Your task -
Report all lines from the entries below in which "this" appears.

Data provided -
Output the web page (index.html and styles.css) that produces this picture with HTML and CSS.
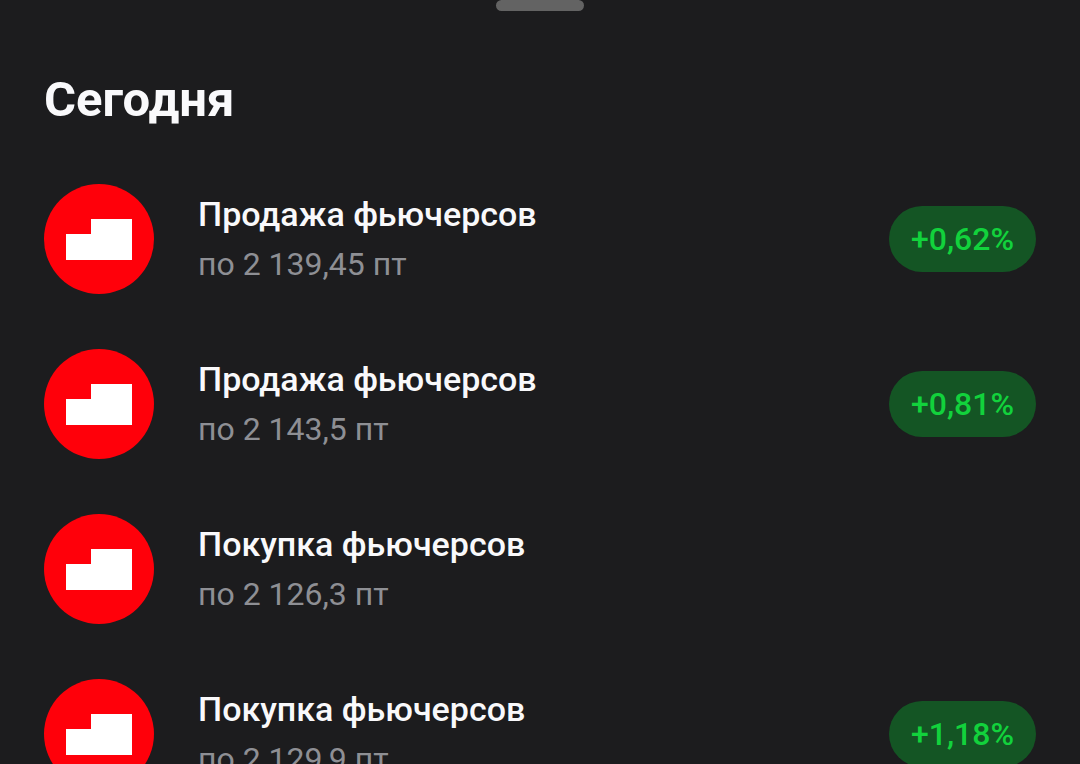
FILE: index.html
```html
<!DOCTYPE html>
<html lang="ru">
<head>
    <meta charset="UTF-8">
    <meta name="viewport" content="width=device-width, initial-scale=1.0">
    <title>Сделки</title>
    <link rel="stylesheet" href="styles.css">
</head>
<body>
    <main class="sheet">
        <div class="handle"></div>
        <h1 class="title">Сегодня</h1>
        <ul class="deals">
            <li class="deal">
                <svg class="logo" viewBox="0 0 110 110" aria-hidden="true">
                    <circle cx="55" cy="55" r="55" fill="#ff000a"/>
                    <path d="M22 50h25V35h41v41H22z" fill="#fff"/>
                </svg>
                <div class="info">
                    <div class="name">Продажа фьючерсов</div>
                    <div class="price">по 2 139,45 пт</div>
                </div>
                <span class="badge">+0,62%</span>
            </li>
            <li class="deal">
                <svg class="logo" viewBox="0 0 110 110" aria-hidden="true">
                    <circle cx="55" cy="55" r="55" fill="#ff000a"/>
                    <path d="M22 50h25V35h41v41H22z" fill="#fff"/>
                </svg>
                <div class="info">
                    <div class="name">Продажа фьючерсов</div>
                    <div class="price">по 2 143,5 пт</div>
                </div>
                <span class="badge">+0,81%</span>
            </li>
            <li class="deal">
                <svg class="logo" viewBox="0 0 110 110" aria-hidden="true">
                    <circle cx="55" cy="55" r="55" fill="#ff000a"/>
                    <path d="M22 50h25V35h41v41H22z" fill="#fff"/>
                </svg>
                <div class="info">
                    <div class="name">Покупка фьючерсов</div>
                    <div class="price">по 2 126,3 пт</div>
                </div>
            </li>
            <li class="deal">
                <svg class="logo" viewBox="0 0 110 110" aria-hidden="true">
                    <circle cx="55" cy="55" r="55" fill="#ff000a"/>
                    <path d="M22 50h25V35h41v41H22z" fill="#fff"/>
                </svg>
                <div class="info">
                    <div class="name">Покупка фьючерсов</div>
                    <div class="price">по 2 129,9 пт</div>
                </div>
                <span class="badge">+1,18%</span>
            </li>
        </ul>
    </main>
</body>
</html>
```
FILE: styles.css
```css
* {
    box-sizing: border-box;
}

body {
    margin: 0;
    height: 100vh;
    overflow: hidden;
    font-family: Roboto, sans-serif;
    background: #1c1c1e;
    color: #f9f9fb;
}

.sheet {
    padding: 0 44px;
}

.handle {
    width: 88px;
    height: 11px;
    margin: 0 auto;
    border-radius: 6px;
    background: #636363;
}

.title {
    margin: 59px 0 54px;
    font-size: 49px;
    font-weight: 700;
    line-height: 60px;
}

.deals {
    display: flex;
    flex-direction: column;
    gap: 55px;
    margin: 0;
    padding: 0;
    list-style: none;
}

.deal {
    display: flex;
    align-items: center;
    gap: 44px;
}

.logo {
    flex-shrink: 0;
    width: 110px;
    height: 110px;
}

.info {
    flex: 1;
}

.name {
    font-size: 34px;
    font-weight: 500;
    line-height: 50px;
}

.price {
    font-size: 32px;
    line-height: 50px;
    color: #8e8f94;
}

.badge {
    padding: 0 22px;
    border-radius: 33px;
    font-size: 32px;
    font-weight: 500;
    line-height: 66px;
    background: #145524;
    color: #12d23c;
}
```
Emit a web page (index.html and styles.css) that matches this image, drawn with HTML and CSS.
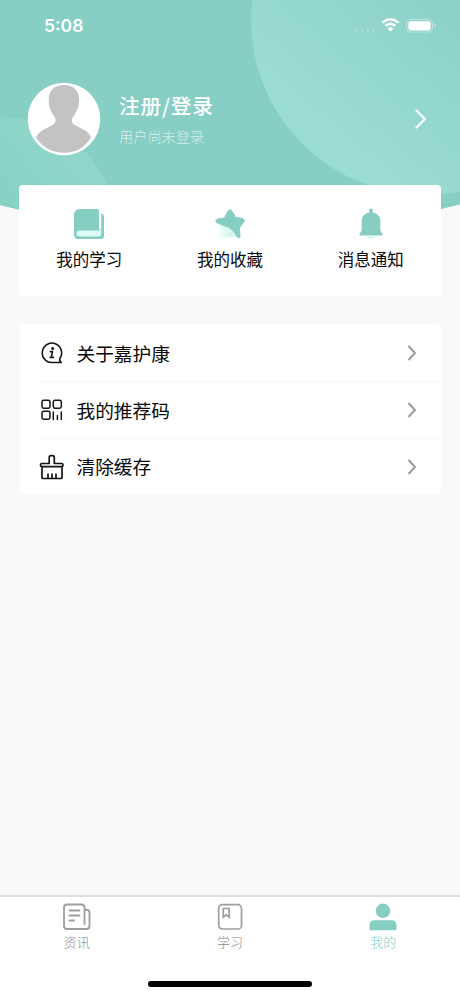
FILE: index.html
```html
<!DOCTYPE html>
<html lang="zh-CN">
<head>
<meta charset="utf-8">
<title>我的</title>
<link rel="stylesheet" href="styles.css">
</head>
<body>
<div class="screen">
  <header class="hero">
    <svg class="hero-bg" viewBox="0 0 460 240" aria-hidden="true">
      <defs>
        <clipPath id="curve"><path d="M0 0H460V204.500Q230 263 0 205Z"/></clipPath>
        <linearGradient id="big" x1="0.200" y1="0.800" x2="0.620" y2="0.300"><stop offset="0" stop-color="#9bdcd3"/><stop offset="1" stop-color="#87cec5"/></linearGradient>
        <linearGradient id="small" x1="0.850" y1="0.150" x2="0.500" y2="0.450"><stop offset="0" stop-color="#91d6cb"/><stop offset="1" stop-color="#86d0c4"/></linearGradient>
      </defs>
      <g clip-path="url(#curve)">
        <path fill="#87cec5" d="M0 0H460V240H0Z"/>
        <circle cx="426" cy="20" r="175" fill="url(#big)"/>
        <circle cx="4" cy="229" r="112" fill="url(#small)"/>
      </g>
    </svg>
    <div class="status">
      <span class="time">5:08</span>
      <svg class="status-icons" width="84" height="20" viewBox="0 0 84 20" aria-hidden="true">
        <path d="M4.500 12v5M10 12v5M16 12v5M21.500 12v5" stroke="#fff" stroke-opacity=".16" stroke-width="2"/>
        <g fill="none" stroke="#fff" stroke-width="2.500"><path d="M30.400 7.600Q38.500 .9 46.600 7.600"/><path d="M33.600 10.700Q38.500 6.800 43.400 10.700"/></g>
        <path d="M38.500 16.500L35.600 13.500Q38.500 11 41.400 13.500Z" fill="#fff"/>
        <rect x="54.500" y="4.500" width="26" height="12.500" rx="3.800" fill="none" stroke="#fff" stroke-opacity=".4"/>
        <rect x="56.300" y="6.200" width="22.500" height="9.200" rx="2.300" fill="#fff"/>
        <path d="M82.300 8.800q1.500.5 1.500 2t-1.500 2z" fill="#fff" fill-opacity=".5"/>
      </svg>
    </div>
    <div class="profile">
      <svg class="avatar" width="74" height="74" viewBox="0 0 74 74" aria-hidden="true">
        <circle cx="37" cy="37" r="36.300" fill="#fff"/>
        <path fill="#c3c3c3" d="M37 3C27 3 21.500 9 21.700 18C21.700 25 24 30 27 34C29.500 37.500 29 41 26 42.700L15 48.500Q11 51 9 55.500Q19 70.800 37 70.800Q55 70.800 64 55.500Q62.500 51.500 58.500 48.500L47.500 43C44.500 41 44 38 46 35C50 29.500 52 25 52.200 18C52.300 9 46.500 3 37 3Z"/>
      </svg>
      <div class="who"><div class="name">注册/登录</div><div class="sub">用户尚未登录</div></div>
      <svg class="go" width="12" height="20" viewBox="0 0 12 20" aria-hidden="true"><path d="M1.500 1.500L9.800 10L1.500 18.500" fill="none" stroke="#fff" stroke-width="2.200" stroke-linecap="round" stroke-linejoin="round"/></svg>
    </div>
  </header>

  <section class="shortcuts">
    <div class="shortcut">
      <svg width="34" height="34" viewBox="0 0 34 34" aria-hidden="true">
        <path fill="#86cdc2" d="M8 2H25.500Q27 2 27 3.500V23H7Q3.500 23 2 27V8.500Q2 2 8 2ZM29.300 6.500Q32 7 32 9V29Q32 32 29 32H7Q2 32 2 27H3Q4 30 7 30H26.500Q29.300 30 29.300 26Z"/>
        <path fill="#86cdc2" d="M2 22H30V32H7Q2 32 2 27Z"/>
        <path fill="#e0faf5" d="M8 23.500H27L29.300 22V26.500Q29 29.500 26.500 29.500H7.500Q4.500 29.500 4.500 26.700Q4.500 23.500 8 23.500Z"/>
      </svg>
      <span>我的学习</span>
    </div>
    <div class="shortcut">
      <svg width="34" height="34" viewBox="0 0 34 34" aria-hidden="true">
        <defs><linearGradient id="glow" x1="0" y1="0" x2="1" y2="0"><stop stop-color="#f0fffa"/><stop offset="1" stop-color="#c8f1e8"/></linearGradient></defs>
        <path fill="url(#glow)" d="M6 17L16 18L24 29L17 30.500L8 31.500Q5 31 5.500 28Z"/>
        <path fill="#86cdc2" stroke="#86cdc2" stroke-linejoin="round" d="M14.700 4.500Q17 1 19.300 4.500L22.500 10.300L30 11.700Q32.500 13 30.500 15.500L26.300 21L27 29.500Q26.500 31.500 24.500 30.500Q20 20 10.500 18.500L3.500 15.500Q2 13.500 4 12.200L11.500 10.800Z"/>
      </svg>
      <span>我的收藏</span>
    </div>
    <div class="shortcut">
      <svg width="34" height="34" viewBox="0 0 34 34" aria-hidden="true">
        <path fill="#d3f5ee" d="M13 29.500H21Q20.500 31.500 17 31.500T13 29.500Z"/>
        <circle cx="17" cy="3.300" r="1.900" fill="#86cdc2"/>
        <path fill="#86cdc2" d="M16 4H18V5.200Q26 6.500 26.300 14V22.500Q26.500 25 28.400 26.500V28.500H5.600V26.500Q7.500 25 7.700 22.500V14Q8 6.500 16 5.200Z"/>
      </svg>
      <span>消息通知</span>
    </div>
  </section>

  <nav class="menu">
    <div class="row">
      <svg class="lead" width="26" height="26" viewBox="0 0 26 26" fill="none" stroke="#151515" stroke-width="1.600" stroke-linecap="round" stroke-linejoin="round" aria-hidden="true"><path d="M22.200 22.500H13A9.700 9.700 0 1 1 20.800 18.500Q20 20.500 22.200 22.500Z"/><path d="M11.300 11.600H13.500L12.300 17.400H14.400M11.200 17.400H12.300" stroke-width="1.600"/><circle cx="13.700" cy="8.400" r=".7" fill="#151515"/></svg>
      <span>关于嘉护康</span>
      <svg class="chev" width="10" height="16" viewBox="0 0 10 16" aria-hidden="true"><path d="M1.500 1L8 8L1.500 15"/></svg>
    </div>
    <div class="row">
      <svg class="lead" width="26" height="26" viewBox="0 0 26 26" fill="none" stroke="#151515" stroke-width="1.500" stroke-linecap="round" aria-hidden="true"><rect x="3" y="3.200" width="8" height="8" rx="1.700"/><rect x="14.300" y="3.200" width="8" height="8" rx="1.700"/><rect x="3" y="14.300" width="8" height="8" rx="1.700"/><path d="M14.300 15V22.500M18.400 18.500V22.500M22.300 15V22.500"/></svg>
      <span>我的推荐码</span>
      <svg class="chev" width="10" height="16" viewBox="0 0 10 16" aria-hidden="true"><path d="M1.500 1L8 8L1.500 15"/></svg>
    </div>
    <div class="row">
      <svg class="lead" width="26" height="26" viewBox="0 0 26 26" fill="none" stroke="#151515" stroke-width="1.700" stroke-linecap="round" stroke-linejoin="round" aria-hidden="true"><path d="M10.200 9.500V3.500Q10.200 1.700 12 1.700H13.500Q15.300 1.700 15.300 3.500V9.500H22.500Q24 9.500 24 11V11.500Q24 12.700 22.500 12.700H3Q1.500 12.700 1.500 11.500V11Q1.500 9.500 3 9.500ZM3 13V23.500Q3 24.500 4 24.500H22Q23 24.500 23 23.500V13M9 20V24M13 20V24M17 20V24"/></svg>
      <span>清除缓存</span>
      <svg class="chev" width="10" height="16" viewBox="0 0 10 16" aria-hidden="true"><path d="M1.500 1L8 8L1.500 15"/></svg>
    </div>
  </nav>

  <footer class="tabs">
    <div class="tab">
      <svg width="30" height="30" viewBox="0 0 30 30" fill="none" stroke="#9e9e9e" stroke-width="1.800" stroke-linecap="round" aria-hidden="true"><path d="M22.500 22V5.500Q22.500 2.500 19.500 2.500H5Q2 2.500 2 5.500V24Q2 27 5 27H24.500Q27.500 27 27.500 24V10.500Q27.500 7.500 23 7.500M7.500 8.500H17.500M7.500 13.500H17.500M7.500 18.500H12"/></svg>
      <span>资讯</span>
    </div>
    <div class="tab">
      <svg width="30" height="30" viewBox="0 0 30 30" fill="none" stroke="#9e9e9e" stroke-width="1.700" aria-hidden="true"><rect x="3.700" y="2.700" width="22.800" height="24.300" rx="3.600"/><path d="M8.200 6.500H14.200V15.200L11.200 12.800L8.200 15.200Z"/></svg>
      <span>学习</span>
    </div>
    <div class="tab active">
      <svg width="30" height="30" viewBox="0 0 30 30" fill="#86cdc2" aria-hidden="true"><circle cx="15" cy="8.800" r="7.200"/><path d="M6.500 18.200H23.500Q28.500 18.200 28.500 23.500V27Q28.500 28.300 27 28.300H3Q1.500 28.300 1.500 27V23.500Q1.500 18.200 6.500 18.200Z"/></svg>
      <span>我的</span>
    </div>
  </footer>
  <div class="home"></div>
</div>
</body>
</html>
```
FILE: styles.css
```css
* { box-sizing: border-box; }
body { margin: 0; background: #f9f9f9; font-family: "Noto Sans CJK SC", sans-serif; color: #080808; }
svg { display: block; flex: none; }
.screen { width: 460px; height: 996px; display: flex; flex-direction: column; overflow: hidden; }
.hero { position: relative; height: 185px; flex: none; }
.hero-bg { position: absolute; left: 0; top: 0; width: 460px; height: 240px; }
.status { position: relative; height: 51px; padding: 0 24px 0 44px; display: flex; align-items: center; justify-content: space-between; }
.time { font: 600 17.500px/22px Inter, sans-serif; color: #fff; padding-top: 1px; }
.status-icons { margin-top: -1px; }
.profile { position: relative; display: flex; align-items: center; padding: 30.500px 33px 0 27px; }
.who { margin: -2px 0 0 18px; flex: 1; color: #fff; }
.name { font-size: 20.700px; font-weight: 500; line-height: 30px; letter-spacing: .8px; }
.sub { font-size: 14.200px; font-weight: 300; line-height: 20px; margin-top: 6px; opacity: .65; }
.go { margin-top: 1px; }
.shortcuts { position: relative; flex: none; height: 111px; margin: 0 19px; padding: 22px 0 0; background: #fff; border-radius: 4px; display: grid; grid-template-columns: repeat(3, 1fr); }
.shortcut { display: flex; flex-direction: column; align-items: center; font-size: 16.500px; line-height: 24px; gap: 6px; }
.menu { flex: none; margin: 28px 19px 0 20px; background: #fff; border-radius: 4px; }
.row { display: flex; align-items: center; height: 56.800px; padding: 2px 24px 0 19px; font-size: 18.700px; line-height: 28px; position: relative; }
.row + .row::before { content: ""; position: absolute; left: 16px; right: 0; top: 0; height: 1px; background: #f6f6f6; }
.lead { margin-right: 11.500px; }
.row span { flex: 1; margin-top: -1px; }
.chev path { fill: none; stroke: #999; stroke-width: 1.900; }
.tabs { margin-top: auto; flex: none; height: 101px; background: #fff; border-top: 2px solid #dfdfdf; display: grid; grid-template-columns: repeat(3, 1fr); }
.tab { display: flex; flex-direction: column; align-items: center; padding-top: 5px; font-size: 13px; font-weight: 300; line-height: 20px; color: #8c8c8c; }
.active { color: #86cdc2; }
.home { position: absolute; left: 148px; top: 981px; width: 164px; height: 6px; border-radius: 3px; background: #000; }
```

Answer for the task -
Output the web page (index.html and styles.css) that produces this picture with HTML and CSS.
Emit a web page (index.html and styles.css) that matches this image, drawn with HTML and CSS.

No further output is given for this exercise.